オンラインではイベント処理の「非同期実行」のため、 commander, recorder, analyzer にプロセスを分けましたが、 オフラインでは同期実行なので一つにまとめています。 ただし解析中もキー入力を受け付けるようにするため、 fork によるプロセスの二重化、および signal と pipe によるプロセス間通信を 使っています (これらは IPC 以前から有るマルチプロセス制御です)。

サンプルシステムの実行形式の make は

      % make DAQ
で行なわれます。 ただし、 CERN library がシステムにインストールされている事を仮定しています。 また、"event1.f" は Fortran で書かれていますが、 g77 がインストールされている事を仮定しています。 メインが C で書かれている時の Fortran ライブラリをリンクする方法は チョット有用かも知れません。Makefile を覗いてみてください。

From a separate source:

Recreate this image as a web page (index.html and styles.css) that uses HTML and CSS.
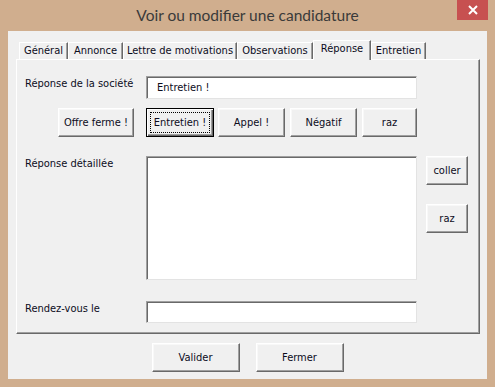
FILE: index.html
```html
<!DOCTYPE html>
<html lang="fr">
<head>
<meta charset="utf-8">
<title>Voir ou modifier une candidature</title>
<link rel="stylesheet" href="styles.css">
</head>
<body>
<div class="window">
  <div class="titlebar">
    <span class="tb-spacer"></span>
    <div class="title">Voir ou modifier une candidature</div>
    <div class="tb-right">
      <button class="close" aria-label="Fermer">
        <svg width="10" height="10" viewBox="0 0 10 10"><path d="M1 1 L9 9 M9 1 L1 9" stroke="#fff" stroke-width="2" fill="none"/></svg>
      </button>
    </div>
  </div>
  <div class="client">
    <div class="tabs">
      <div class="tab t-general">Général</div>
      <div class="tab t-annonce">Annonce</div>
      <div class="tab t-lettre">Lettre de motivations</div>
      <div class="tab t-obs">Observations</div>
      <div class="tab t-rep selected">Réponse</div>
      <div class="tab t-ent">Entretien</div>
    </div>
    <div class="panel">
      <div class="row row-societe">
        <label class="lbl">Réponse de la société</label>
        <div class="field input">Entretien !</div>
      </div>
      <div class="btnrow">
        <button class="btn b-offre">Offre ferme !</button>
        <button class="btn b-ent focused">Entretien !</button>
        <button class="btn b-appel">Appel !</button>
        <button class="btn b-neg">Négatif</button>
        <button class="btn b-raz">raz</button>
      </div>
      <div class="row row-detail">
        <label class="lbl">Réponse détaillée</label>
        <div class="field textarea"></div>
        <div class="side">
          <button class="btn b-side">coller</button>
          <button class="btn b-side">raz</button>
        </div>
      </div>
      <div class="row row-rdv">
        <label class="lbl">Rendez-vous le</label>
        <div class="field input"></div>
      </div>
    </div>
    <div class="footer">
      <button class="btn b-foot">Valider</button>
      <button class="btn b-foot">Fermer</button>
    </div>
  </div>
</div>
</body>
</html>
```
FILE: styles.css
```css
* { box-sizing: border-box; }
html, body { margin: 0; padding: 0; }
body {
  background: #d0ae8e;
  font-family: "DejaVu Sans Condensed", "DejaVu Sans", sans-serif;
  font-stretch: condensed;
  font-size: 11px;
  color: #0c0c1c;
}
.window {
  width: 495px;
  height: 387px;
  background: #d0ae8e;
}
.titlebar {
  height: 31px;
  display: grid;
  grid-template-columns: 1fr auto 1fr;
  align-items: start;
}
.title {
  font-family: "Lato", "Open Sans", sans-serif;
  font-stretch: normal;
  font-size: 15.5px;
  color: #3a3a3a;
  line-height: 30px;
}
.tb-right { display: flex; justify-content: flex-end; padding-right: 7px; }
.close {
  width: 31px;
  height: 20px;
  border: 0;
  padding: 0;
  margin: 0;
  background: #c75050;
  display: flex;
  align-items: center;
  justify-content: center;
}
.client {
  margin: 0 8px;
  height: 348px;
  background: #f0f0f0;
  padding: 9px 7px 0 8px;
}
.tabs {
  height: 19px;
  display: flex;
  align-items: flex-end;
  padding-left: 3px;
}
.tab {
  height: 17px;
  background: #f0f0f0;
  border-top: 1px solid #fff;
  border-left: 1px solid #fff;
  border-right: 1px solid #696969;
  box-shadow: inset -1px 0 #a0a0a0;
  text-align: center;
  line-height: 15px;
  white-space: nowrap;
}
.t-general { width: 49px; }
.t-annonce { width: 55px; }
.t-lettre { width: 114px; }
.t-obs { width: 76px; }
.t-rep { width: 58px; }
.t-ent { width: 55px; }
.tab.selected {
  height: 20px;
  margin-bottom: -1px;
  position: relative;
  z-index: 1;
  line-height: 15px;
}
.panel {
  width: 464px;
  height: 275px;
  border-top: 1px solid #fff;
  border-left: 1px solid #fff;
  border-right: 1px solid #696969;
  border-bottom: 1px solid #696969;
  box-shadow: inset -1px -1px #a0a0a0;
  padding: 16px 0 0 8px;
}
.row {
  display: flex;
  align-items: flex-start;
}
.lbl {
  width: 121px;
  padding-top: 1px;
  line-height: 13px;
}
.field {
  width: 271px;
  background: #fff;
  border-top: 1px solid #a0a0a0;
  border-left: 1px solid #a0a0a0;
  border-right: 1px solid #e3e3e3;
  border-bottom: 1px solid #e3e3e3;
  box-shadow: inset 1px 1px #696969;
}
.input {
  height: 23px;
  padding: 0 10px;
  line-height: 21px;
}
.row-rdv .input { height: 22px; }
.textarea { height: 124px; }
.btnrow {
  display: flex;
  margin-top: 9px;
  margin-left: 33px;
  gap: 5px;
}
.btn {
  font: inherit;
  color: inherit;
  height: 29px;
  padding: 0;
  margin: 0;
  background: #f0f0f0;
  border: 1px solid;
  border-color: #fff #696969 #696969 #fff;
  box-shadow: inset -1px -1px #a0a0a0, inset 1px 1px #f8f8f8;
  border-radius: 0;
}
.b-offre { width: 76px; margin-right: 7px; }
.b-ent { width: 68px; }
.b-appel { width: 67px; margin-left: -1px; }
.b-neg { width: 67px; }
.b-raz { width: 55px; }
.btn.focused {
  border-color: #000;
  box-shadow: inset 1px 1px #fff, inset -1px -1px #696969, inset -2px -2px #a0a0a0;
  outline: 1px dotted #000;
  outline-offset: -5px;
}
.row-detail { margin-top: 19px; }
.side {
  margin-left: 9px;
  display: flex;
  flex-direction: column;
  gap: 19px;
}
.b-side { width: 42px; }
.row-rdv { margin-top: 21px; }
.footer {
  display: flex;
  justify-content: center;
  gap: 16px;
  margin-top: 9px;
  padding-right: 1px;
}
.b-foot { width: 88px; }
```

さて、 commander は最低限の機能しか持っていないので、 とても使い易いとは言えません (VMS/DCL 風のコマンドの省略ぐらいはサポートしていますが)。 そこで、Tcl/Tk による GUI の「皮」を被せて使い易さの向上を図ったのが "rei" というスクリプトです。

Tcl/Tk とはスクリプト言語 (インタープリタ) で、 マウス操作による GUI な制御を短いステップで書く事ができ、 速度の要求されない処理 (大抵の対話型処理はそうですが) の部分を 手っ取り早く記述するには便利です。 Tcl/Tk に関する参考書も今では巷に溢れているので、 詳しい事を知りたい方は適当に探してください。 "rei" はバージョン 4.0 以降 (確認されているのは 8.0.5 まで) の Tk で動作します。 ちなみに "rei" というのは例題の rei ではなく、 火川神社の巫女さんの名前のつもりで付けました (もう古い?)。

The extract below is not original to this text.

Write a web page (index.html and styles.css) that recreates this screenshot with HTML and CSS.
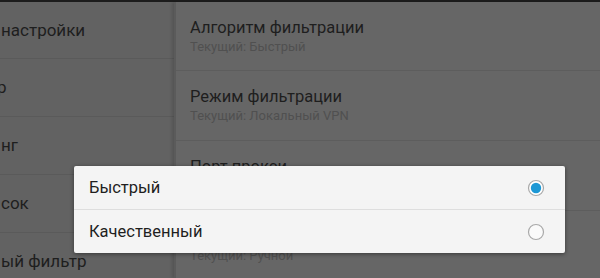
FILE: index.html
```html
<!DOCTYPE html>
<html lang="ru">
<head>
<meta charset="utf-8">
<title>Настройки</title>
<link rel="stylesheet" href="styles.css">
</head>
<body>
<div class="screen">
  <div class="topbar"></div>
  <div class="panes">
    <ul class="left">
      <li class="left-item">настройки</li>
      <li class="left-item shift">р</li>
      <li class="left-item">нг</li>
      <li class="left-item">сок</li>
      <li class="left-item">ый фильтр</li>
    </ul>
    <ul class="right">
      <li class="pref">
        <div class="pref-title">Алгоритм фильтрации</div>
        <div class="pref-sub">Текущий: Быстрый</div>
      </li>
      <li class="pref">
        <div class="pref-title">Режим фильтрации</div>
        <div class="pref-sub">Текущий: Локальный VPN</div>
      </li>
      <li class="pref">
        <div class="pref-title">Порт прокси</div>
        <div class="pref-sub">Текущий: 8080</div>
      </li>
      <li class="pref">
        <div class="pref-title">Прокси</div>
        <div class="pref-sub">Текущий: Ручной</div>
      </li>
    </ul>
  </div>
  <div class="dialog">
    <div class="option">
      <span class="option-label">Быстрый</span>
      <svg class="radio" width="18" height="18" viewBox="0 0 18 18">
        <circle cx="9" cy="9" r="7.5" fill="#ffffff" stroke="#a9a9a9" stroke-width="1.2"/>
        <circle cx="9" cy="9" r="5.2" fill="#1d98d5"/>
      </svg>
    </div>
    <div class="option">
      <span class="option-label">Качественный</span>
      <svg class="radio" width="18" height="18" viewBox="0 0 18 18">
        <circle cx="9" cy="9" r="7.5" fill="#fafafa" stroke="#a9a9a9" stroke-width="1.2"/>
      </svg>
    </div>
  </div>
</div>
</body>
</html>
```

FILE: styles.css
```css
* {
  box-sizing: border-box;
}

html, body {
  margin: 0;
  padding: 0;
  background: #666666;
}

body {
  font-family: Roboto, "Noto Sans", sans-serif;
  width: 600px;
  height: 278px;
  overflow: hidden;
}

.screen {
  position: relative;
  width: 600px;
  height: 278px;
  display: flex;
  flex-direction: column;
}

.topbar {
  height: 2px;
  background: #1c1c1c;
  flex: none;
}

.panes {
  flex: 1;
  display: flex;
  min-height: 0;
}

.left,
.right {
  list-style: none;
  margin: 0;
  padding: 0;
}

.left {
  width: 174px;
  flex: none;
  background: #626262;
}

.left-item {
  height: 58px;
  border-bottom: 1px solid #5a5a5a;
  display: flex;
  align-items: center;
  padding-left: 1px;
  padding-bottom: 1px;
  font-size: 17px;
  color: #1e1e1e;
  white-space: nowrap;
  overflow: hidden;
}

.left-item:first-child {
  height: 57px;
}

.left-item.shift {
  padding-left: 0;
  text-indent: -3px;
}

.right {
  flex: 1;
  background: #666666;
  border-left: 2px solid #5b5b5b;
  box-shadow: -2px 0 3px rgba(0, 0, 0, 0.15);
}

.pref {
  height: 70px;
  border-bottom: 1px solid #5d5d5d;
  padding: 16px 0 0 14px;
}

.pref:first-child {
  height: 69px;
}

.pref-title {
  font-size: 16.5px;
  line-height: 20px;
  color: #1e1e1e;
}

.pref-sub {
  font-size: 13px;
  line-height: 18px;
  color: #505050;
}

.dialog {
  position: absolute;
  left: 74px;
  top: 166px;
  width: 491px;
  height: 87px;
  background: #f4f4f4;
  border-radius: 2px;
  box-shadow: 0 1px 4px rgba(0, 0, 0, 0.45);
  display: flex;
  flex-direction: column;
}

.option {
  flex: 1;
  display: flex;
  align-items: center;
  justify-content: space-between;
  padding: 0 20px 0 15px;
}

.option + .option {
  border-top: 1px solid #dedede;
}

.option-label {
  font-size: 16.5px;
  color: #1f1f1f;
}

.radio {
  display: block;
}
```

"rei" を起動すると、 commander, recorder, analyzer がサブプロセスとして 自動的に立ち上げられます。 "rei" の起動は、PATH 指定でも alias でもシンボリックリンクでも構いません。 ただし、commander, recorder, analyzer は "rei" と同じディレクトリに なければなりません。 また、起動時に

      % rei offline
のように引数を与えれば、player が起動されます。

"rei" の実行画面は以下のようなものです。 使える機能は全てボタンに割り当てられていますので、 説明が無くても使い方はわかると期待します。 誤操作を防ぐために、 システムの状態 (データ収集中、ファイル書き込み中) に応じて 危険なボタンはグレーアウト (使用禁止) されます。 ボタンをマウスクリックする代わりに、 下線の引かれた文字と ALT キーを同時に押しても 同様の動作をします。

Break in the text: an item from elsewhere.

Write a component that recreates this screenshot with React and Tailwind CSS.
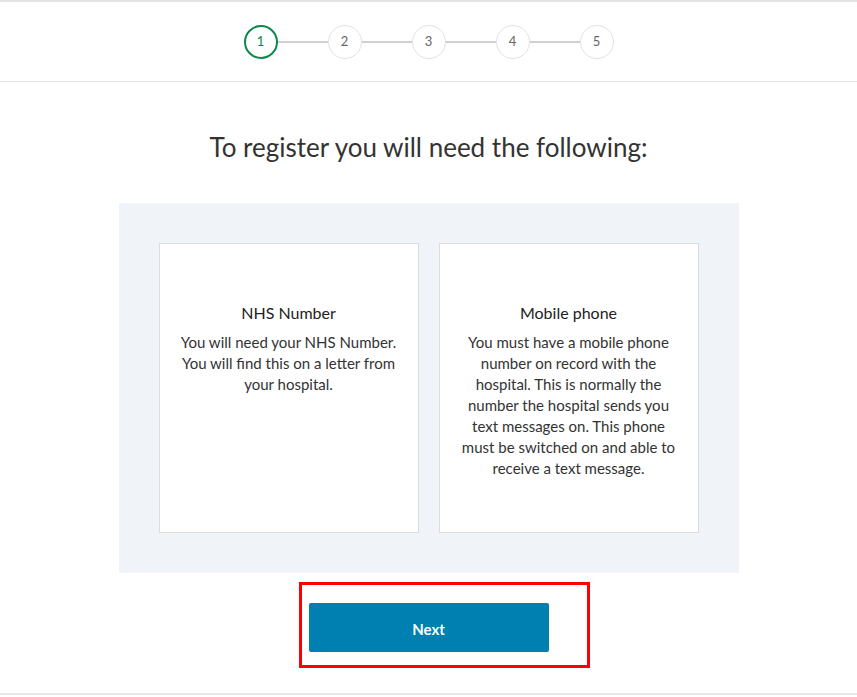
const steps = [1, 2, 3, 4, 5];

const cards = [
  {
    title: 'NHS Number',
    body: 'You will need your NHS Number. You will find this on a letter from your hospital.',
  },
  {
    title: 'Mobile phone',
    body: 'You must have a mobile phone number on record with the hospital. This is normally the number the hospital sends you text messages on. This phone must be switched on and able to receive a text message.',
  },
];

const Stepper = () => (
  <div className="flex items-center justify-center h-[82px] pt-[1px] border-t-2 border-b border-[#e3e3e3]">
    {steps.map((n, i) => (
      <div key={n} className="flex items-center">
        {i > 0 && <div className="w-[50px] h-[2px] bg-[#d0d0d0]" />}
        <div
          className={
            n === 1
              ? 'w-[34px] h-[34px] rounded-full border-2 border-[#0a8a4a] flex items-center justify-center text-[13px] text-[#0a8a4a]'
              : 'w-[34px] h-[34px] rounded-full border border-[#e2e2e2] flex items-center justify-center text-[13px] text-[#666]'
          }
        >
          {n}
        </div>
      </div>
    ))}
  </div>
);

export default function App() {
  return (
    <div className="w-[857px] h-[697px] bg-white font-['Lato','Noto_Sans',sans-serif] text-[#333]">
      <Stepper />
      <h1 className="text-center text-[26px] mt-[49px] leading-[32px]">
        To register you will need the following:
      </h1>
      <div className="mx-auto mt-[40px] w-[620px] h-[370px] bg-[#f0f3f7] p-[40px] flex gap-[20px]">
        {cards.map(c => (
          <div key={c.title} className="flex-1 bg-white border border-[#dcdcdc] px-[20px] pt-[58px] text-center">
            <h2 className="text-[16px] leading-[22px] font-normal text-[#222] mb-[8px]">{c.title}</h2>
            <p className="text-[15px] leading-[21px]">{c.body}</p>
          </div>
        ))}
      </div>
      <div className="flex justify-center mt-[9px] ml-[31px]">
        <div className="border-[3px] border-[#f00] w-[291px] h-[86px] pl-[7px] pt-[18px]">
          <button className="w-[240px] h-[49px] pt-[3px] bg-[#0080b0] rounded-[2px] text-white text-[15px] font-bold">
            Next
          </button>
        </div>
      </div>
      <div className="mt-[25px] h-[2px] bg-[#e8e8e8]" />
    </div>
  );
}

一秒毎に表示が更新される統計情報は以下の意味を持っています。

Interrupt
CAMAC の LAM によって発生した割り込みの回数です。
Lost
バッファが溢れて採り込めなかったイベントの個数です。
Recorded
recorder が /dev/dc1 から読み出したイベントの個数です。 一回の Start/Stop サイクルでは Interrupt - Lost になると 期待されます。
Analyzed
analyzer が解析したイベントの個数です。
Error
イベント長とデリミタの非整合性から、 データが壊れていると判断されたイベントの個数です。 これらは analyzer には渡されません。
表示画面下部の Scaler では、 CAMAC スケーラの値を一秒毎に読み出して表示しています。 スケーラのステーションナンバーと読み出すチャネル数は、 各々 N と CH で設定します (数字または nil と表示された部分をマウスクリックしてください)。 表示されたデータは Write ボタンによって (イベントデータとは別の) ファイルに書き出す事ができます。

スケーラ情報をイベントデータと同等に扱うのは難があるので (もちろん“スケーライベント”をハード的に作れば別ですが)、 システムの無垢な性格 (?) を残すために、 デバイスドライバまで巻き込んで スケーラの扱いを支援する事は止めました。 が、実際上は不便な事も多かろうと思いまして、 このような形の支援を付け加えた次第です。

デフォルトではスケーラ情報の更新間隔は一秒となっていますが、起動時に

      % rei 2000
という形式でミリ秒単位の指定が可能です。

さて、 "rei" を eXit によって正常終了すると、 commander, recorder, analyzer のサブプロセスは自動的に消去され、 共有メモリおよびセマフォも削除されます。 しかし何らかの理由で異常終了した場合には、 サブプロセスが残っているため "rei" を再起動できなくなりますので、 ps によってプロセス状態を確認し、kill してください。 あるいは安直に

      % killall commander recorder analyzer
としても良いと思います (これらを二つ以上起動していると、 そもそもマトモに動きませんから)。 特にデータ収集の最中に異常終了した場合は 割り込みが発生し続けてしまいますから、 再起動により初期化を行なうのは重要です。 一方、共有メモリやセマフォは残っていても ("rei" を使い続ける限り) 特に害はありませんが、 状態の確認 (ipcs) や削除 (ipcrm) をしたい場合には、 こちらの方法を参照してください。